東京2020年大会のレガシーを目指す取組
「『こうであらねばならない』という古い意識が、変化の一番の障壁になります」(牧野リーダー)、という同社では、今後も「働き方改革」につながる様々な取組を継続し、全社員の働き方に関する意識を変えていくことを目指す。また、今回は本社内だけで行われたテレワークコア日の取組は、徐々に全国の支社・支店や販売店にも広げていこうとも考えているという。「それが実現されれば、社内コミュニケーションの活性化、組織としての力の強化、快適な働き方を自らつくる社風の形成などに役立っていくのではと考えます」(牧野リーダー) また、新しい取組として、お客様と直接接するサービスマンの働き方を改革。必要な部品など荷物は客先に送り、サービスマンはそれを見越して事務所など拠点を経ることなく客先に直行するなどの工夫も始まった。

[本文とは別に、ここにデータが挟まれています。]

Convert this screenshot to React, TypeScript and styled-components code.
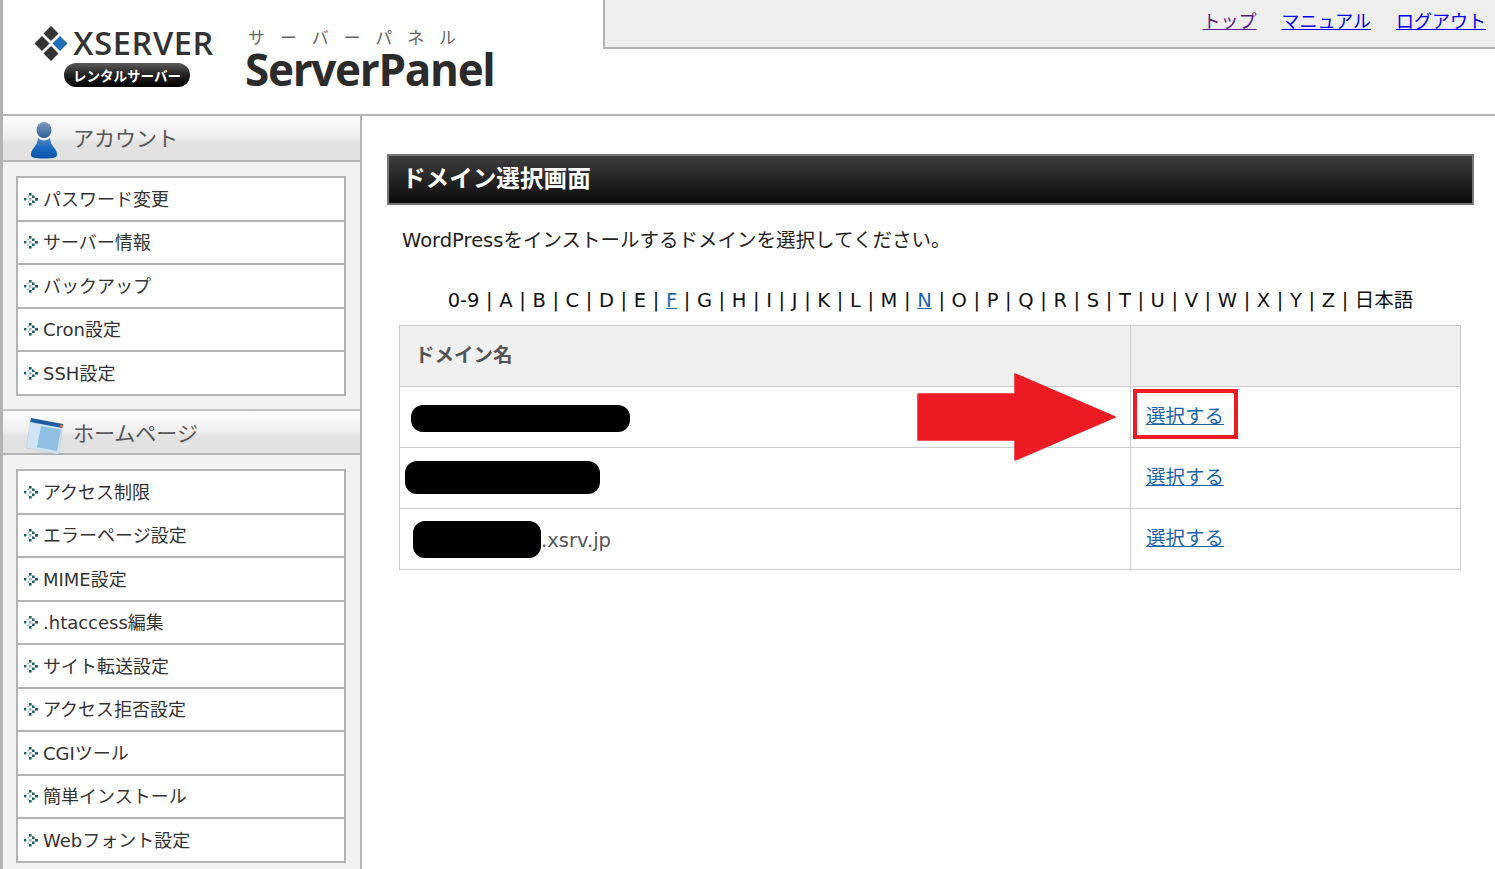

「 その際には、ツールを使って情報共有を行い、どのサービスマンが出向いても同一のサービスを提供できる体制を整える、そんな取組も行っています」(小野田様) スムーズビズの取組は、いきなり100%を目指さないことが重要だという同社。「身近なところから実施して課題を見出し、一つずつ解決し、進展していく。そうした段階的かつ地道な動きが、『施策』を『レガシー』へと変えていく基本にあるのではないでしょうか」(小島部長)
スムーズビズ参加者の声
関わった取組
テレワーク
前職では、テレワーク等の取組を行っていなかったこともあり、当初はあまりテレワークに前向きではありませんでした。しかし、入社後まもなく上司から「テレワークを積極的に活用してみたら?」との進言があり、少しずつ制度を利用するようになりました。スムーズビズ推進期間には、自社が設定したコア日だけでなく、他の日にも活用するよう努めました。そうして制度を利用する回数を増やして経験値を上げていくにつれ、「自宅で業務を行うのも、働き方の一つのスタイル」と考えられるようになったのです。 通勤のストレスがなく、集中して働けるテレワークは、自分の働きやすい環境を整える一つの手段であると感じます。私は企画職ですので、そこから生まれる気持ちの余裕が新しい発想につながることもあり、業務の面でも役立つ部分は多いと感じました。